- **SET PROBLEM**:
Copy out the lines that include the word "image".

■ ■ ■ ■ ■

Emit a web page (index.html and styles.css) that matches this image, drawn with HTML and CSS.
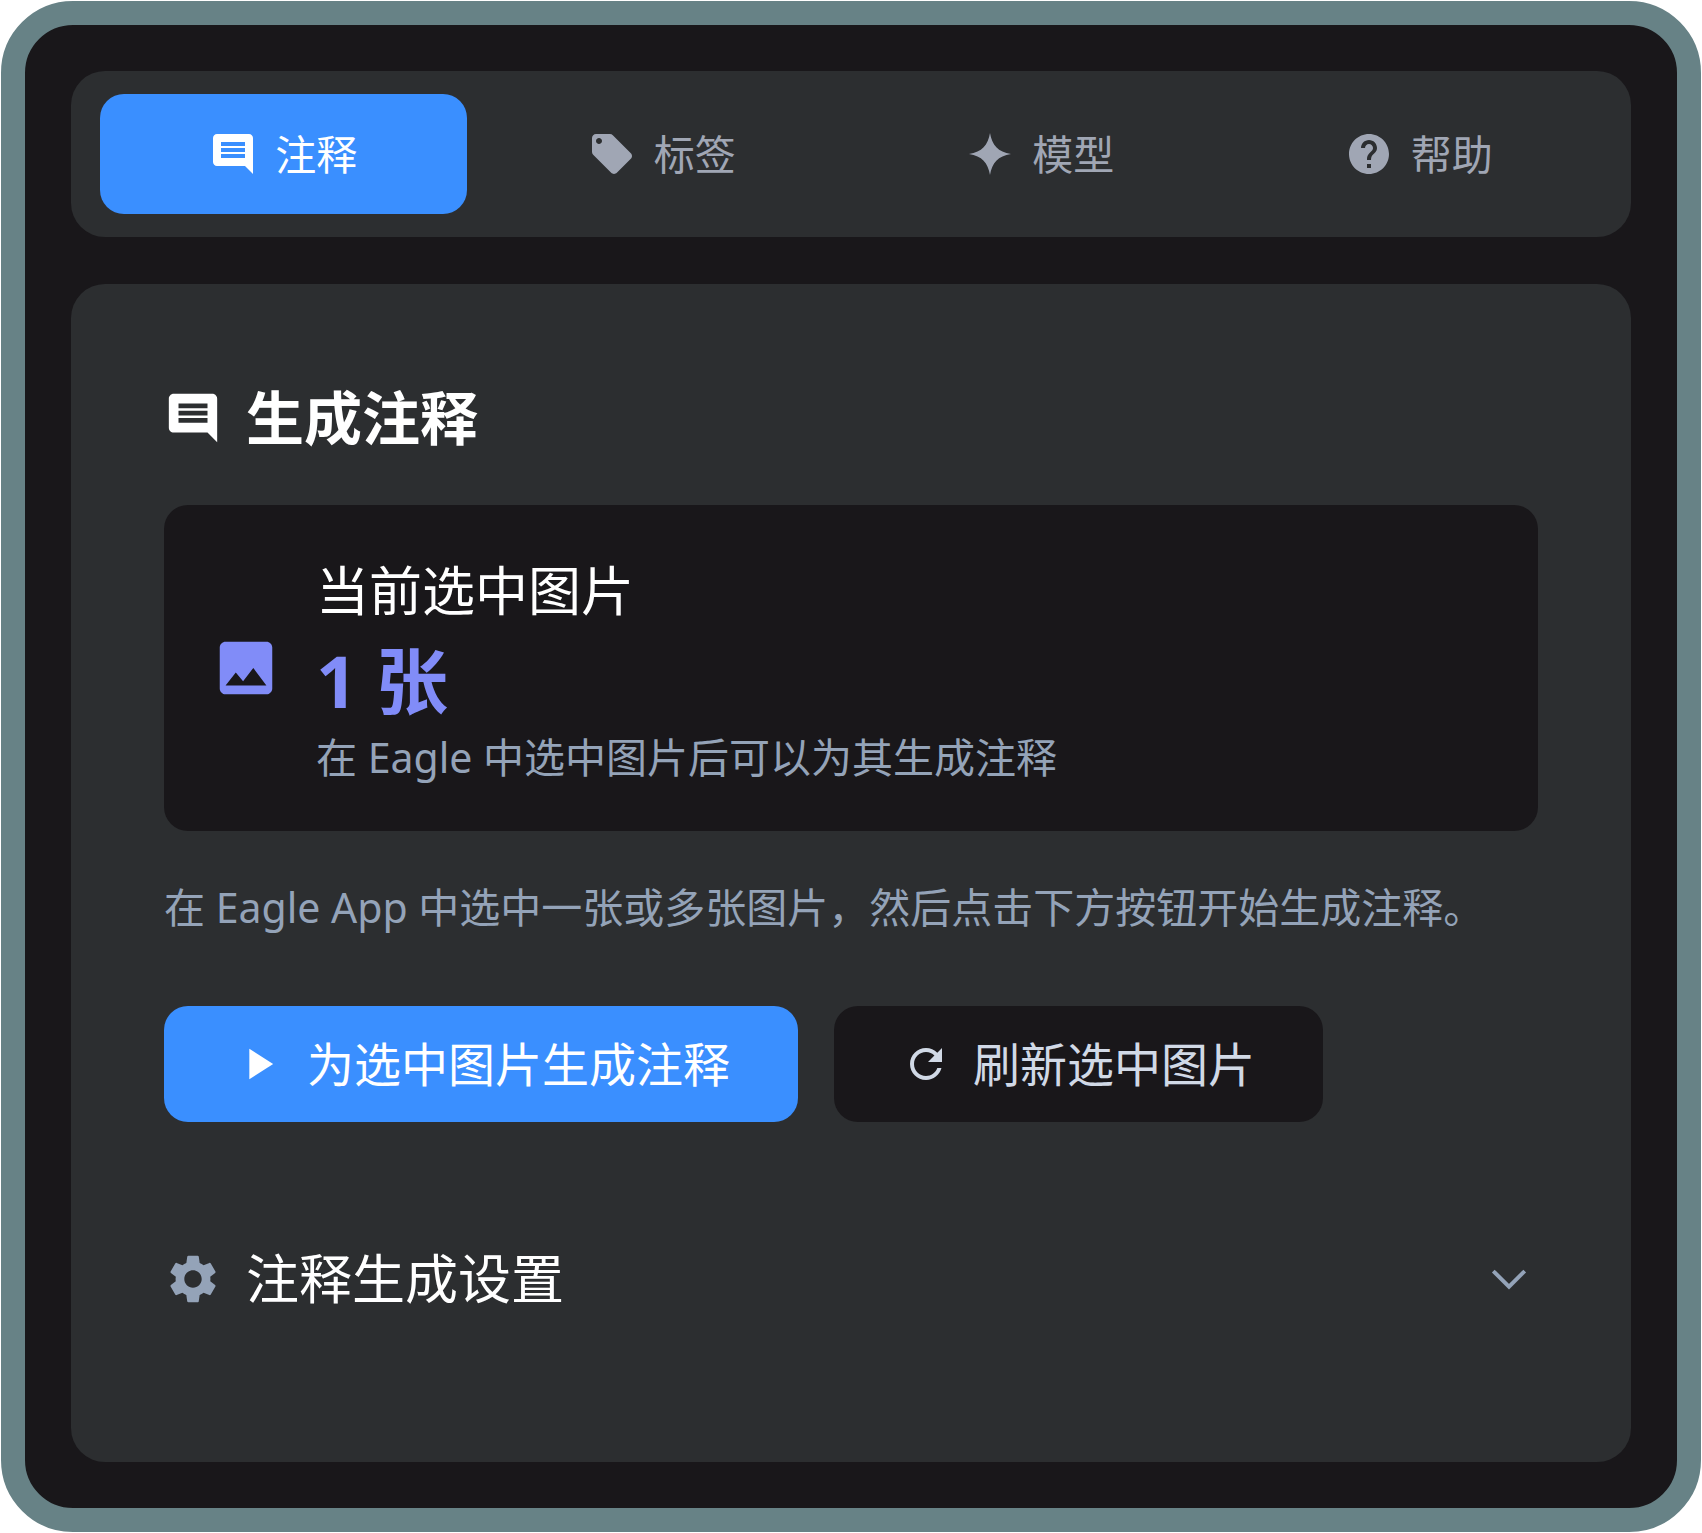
FILE: index.html
```html
<!DOCTYPE html>
<html lang="zh-CN">
<head>
<meta charset="UTF-8" />
<meta name="viewport" content="width=device-width, initial-scale=1" />
<title>生成注释</title>
<link rel="stylesheet" href="styles.css">
</head>
<body>

<div class="window">

  <!-- 顶部标签栏 -->
  <nav class="tabs">
    <button class="tab active" type="button">
      <svg class="icon" viewBox="0 0 24 24"><path d="M22 4c0-1.1-.9-2-2-2H4c-1.1 0-2 .9-2 2v12c0 1.1.9 2 2 2h14l4 4V4zM18 14H6v-2h12v2zm0-3H6V9h12v2zm0-3H6V6h12v2z"/></svg>
      注释
    </button>
    <button class="tab" type="button">
      <svg class="icon" viewBox="0 0 24 24"><path d="M21.41 11.58l-9-9C12.05 2.22 11.55 2 11 2H4c-1.1 0-2 .9-2 2v7c0 .55.22 1.05.59 1.42l9 9c.36.36.86.58 1.41.58.55 0 1.05-.22 1.41-.59l7-7c.37-.36.59-.86.59-1.41 0-.55-.23-1.06-.59-1.42zM5.5 7C4.67 7 4 6.33 4 5.5S4.67 4 5.5 4 7 4.67 7 5.5 6.33 7 5.5 7z"/></svg>
      标签
    </button>
    <button class="tab" type="button">
      <svg class="icon" viewBox="0 0 24 24"><path d="M12 1.500C13 7.500 16 11 22.500 12C16 13 13 16.500 12 22.500C11 16.500 8 13 1.500 12C8 11 11 7.500 12 1.500z"/></svg>
      模型
    </button>
    <button class="tab" type="button">
      <svg class="icon" viewBox="0 0 24 24"><path d="M12 2C6.48 2 2 6.48 2 12s4.480 10 10 10 10-4.480 10-10S17.52 2 12 2zm1 17h-2v-2h2v2zm2.070-7.750l-.9.92C13.450 12.900 13 13.500 13 15h-2v-.5c0-1.100.45-2.100 1.170-2.830l1.240-1.260c.37-.36.59-.86.59-1.410 0-1.100-.9-2-2-2s-2 .9-2 2H8c0-2.210 1.790-4 4-4s4 1.790 4 4c0 .88-.36 1.680-.93 2.250z"/></svg>
      帮助
    </button>
  </nav>

  <main class="panel">
    <h1 class="title">
      <svg class="icon icon-lg" viewBox="0 0 24 24"><path d="M22 4c0-1.1-.9-2-2-2H4c-1.1 0-2 .9-2 2v12c0 1.1.9 2 2 2h14l4 4V4zM18 14H6v-2h12v2zm0-3H6V9h12v2zm0-3H6V6h12v2z"/></svg>
      生成注释
    </h1>

    <!-- 选中图片信息 -->
    <section class="selection">
      <svg class="icon icon-image" viewBox="0 0 24 24"><path d="M21 19V5c0-1.1-.9-2-2-2H5c-1.1 0-2 .9-2 2v14c0 1.1.9 2 2 2h14c1.1 0 2-.9 2-2zM8.5 13.500l2.500 3.010L14.500 12l4.500 6H5l3.500-4.500z"/></svg>
      <div class="selection-text">
        <div class="selection-label">当前选中图片</div>
        <div class="selection-count">1 张</div>
        <div class="selection-hint">在 Eagle 中选中图片后可以为其生成注释</div>
      </div>
    </section>

    <p class="description">在 Eagle App 中选中一张或多张图片，然后点击下方按钮开始生成注释。</p>

    <div class="actions">
      <button class="btn btn-primary" type="button">
        <svg class="icon icon-play" viewBox="0 0 24 24"><path d="M8 5v14l11-7z"/></svg>
        为选中图片生成注释
      </button>
      <button class="btn btn-secondary" type="button">
        <svg class="icon" viewBox="0 0 24 24"><path d="M17.650 6.350C16.200 4.900 14.210 4 12 4c-4.420 0-7.990 3.580-7.990 8s3.570 8 7.990 8c3.730 0 6.840-2.550 7.730-6h-2.080c-.82 2.330-3.040 4-5.650 4-3.310 0-6-2.690-6-6s2.690-6 6-6c1.660 0 3.140.69 4.220 1.780L13 11h7V4l-2.350 2.350z"/></svg>
        刷新选中图片
      </button>
    </div>

    <button class="settings" type="button" aria-expanded="false">
      <svg class="icon icon-lg" viewBox="0 0 24 24"><path d="M19.140 12.940c.04-.3.06-.61.06-.94 0-.32-.02-.64-.07-.94l2.030-1.580c.18-.14.23-.41.12-.61l-1.920-3.320c-.12-.22-.37-.29-.59-.22l-2.390.96c-.5-.38-1.030-.7-1.620-.94l-.36-2.540c-.04-.24-.24-.41-.48-.41h-3.840c-.24 0-.43.17-.47.41l-.36 2.540c-.59.24-1.130.57-1.620.94l-2.390-.96c-.22-.08-.47 0-.59.22L2.740 8.870c-.12.21-.08.47.12.61l2.030 1.580c-.05.3-.09.63-.09.94s.02.64.07.94l-2.030 1.580c-.18.14-.23.41-.12.61l1.920 3.320c.12.22.37.29.59.22l2.390-.96c.5.38 1.030.7 1.620.94l.36 2.540c.05.24.24.41.48.41h3.840c.24 0 .44-.17.47-.41l.36-2.540c.59-.24 1.130-.56 1.620-.94l2.390.96c.22.08.47 0 .59-.22l1.920-3.320c.12-.22.07-.47-.12-.61l-2.010-1.580zM12 15.600c-1.980 0-3.600-1.620-3.600-3.600s1.620-3.600 3.600-3.600 3.600 1.620 3.600 3.600-1.620 3.600-3.600 3.600z"/></svg>
      <span class="settings-label">注释生成设置</span>
      <svg class="icon icon-lg chevron" viewBox="0 0 24 24"><path d="M5.500 8.700l6.500 6.500L18.500 8.700"/></svg>
    </button>
  </main>

</div>

</body>
</html>
```
FILE: styles.css
```css
* {
  box-sizing: border-box;
}
body {
  margin: 0;
  padding: 1px;
  min-height: 100vh;
  display: flex;
  background: #fff;
  font-family: "Noto Sans", "Noto Sans CJK SC", sans-serif;
}
button {
  border: none;
  font-family: inherit;
  cursor: pointer;
}
.window {
  flex: 1;
  display: flex;
  flex-direction: column;
  gap: 47px;
  padding: 46px;
  border: 24px solid #678286;
  border-radius: 72px;
  background: #19171a;
}

.icon {
  flex: none;
  width: 48px;
  height: 48px;
  fill: currentColor;
}
.icon-lg {
  width: 58px;
  height: 58px;
}

/* 标签栏 */
.tabs {
  display: flex;
  gap: 12px;
  padding: 23px 29px;
  border-radius: 34px;
  background: #2c2e30;
}
.tab {
  flex: 1;
  display: flex;
  align-items: center;
  justify-content: center;
  gap: 18px;
  height: 120px;
  padding: 0;
  border-radius: 24px;
  background: transparent;
  color: #a0a6b4;
  font-size: 41px;
  line-height: 56px;
}
.tab.active {
  background: #3a8fff;
  color: #fff;
}

/* 内容区 */
.panel {
  flex: 1;
  display: flex;
  flex-direction: column;
  padding: 93px;
  padding-bottom: 46px;
  border-radius: 34px;
  background: #2c2e30;
}
.title {
  display: flex;
  align-items: center;
  gap: 24px;
  margin: 0 0 46px;
  color: #fff;
  font-size: 58px;
  font-weight: bold;
  line-height: 82px;
}
.selection {
  display: flex;
  align-items: center;
  gap: 35px;
  padding: 47px;
  border-radius: 24px;
  background: #19171a;
}
.icon-image {
  width: 70px;
  height: 70px;
  color: #818cf8;
}
.selection-label {
  color: #fff;
  font-size: 53px;
  line-height: 78px;
}
.selection-count {
  color: #818cf8;
  font-size: 72px;
  font-weight: bold;
  line-height: 100px;
}
.selection-hint {
  color: #94a3b8;
  font-size: 41px;
  line-height: 54px;
}
.description {
  margin: 46px 0 69px;
  color: #94a3b8;
  font-size: 41px;
  line-height: 60px;
}

/* 按钮 */
.actions {
  display: flex;
  flex-wrap: wrap;
  gap: 36px;
}
.btn {
  display: flex;
  align-items: center;
  gap: 23px;
  height: 116px;
  padding: 0 68px;
  border-radius: 24px;
  font-size: 47px;
  line-height: 60px;
}
.btn-primary {
  background: #3a8fff;
  color: #fff;
}
.btn-secondary {
  background: #19171a;
  color: #d1d9e6;
}
.icon-play {
  width: 52px;
  height: 52px;
}

/* 设置折叠栏 */
.settings {
  display: flex;
  align-items: center;
  gap: 24px;
  margin-top: 117px;
  padding: 0;
  background: transparent;
  color: #94a3b8;
  font-size: 53px;
  line-height: 80px;
  text-align: left;
}
.settings-label {
  flex: 1;
  color: #fff;
}
.chevron {
  fill: none;
  stroke: currentColor;
  stroke-width: 1.6;
}
```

■ ■ ■ ■ ■

- **ANSWER TO THE EXERCISE**:
Emit a web page (index.html and styles.css) that matches this image, drawn with HTML and CSS.
      <svg class="icon icon-image" viewBox="0 0 24 24"><path d="M21 19V5c0-1.1-.9-2-2-2H5c-1.1 0-2 .9-2 2v14c0 1.1.9 2 2 2h14c1.1 0 2-.9 2-2zM8.5 13.500l2.500 3.010L14.500 12l4.500 6H5l3.500-4.500z"/></svg>
.icon-image {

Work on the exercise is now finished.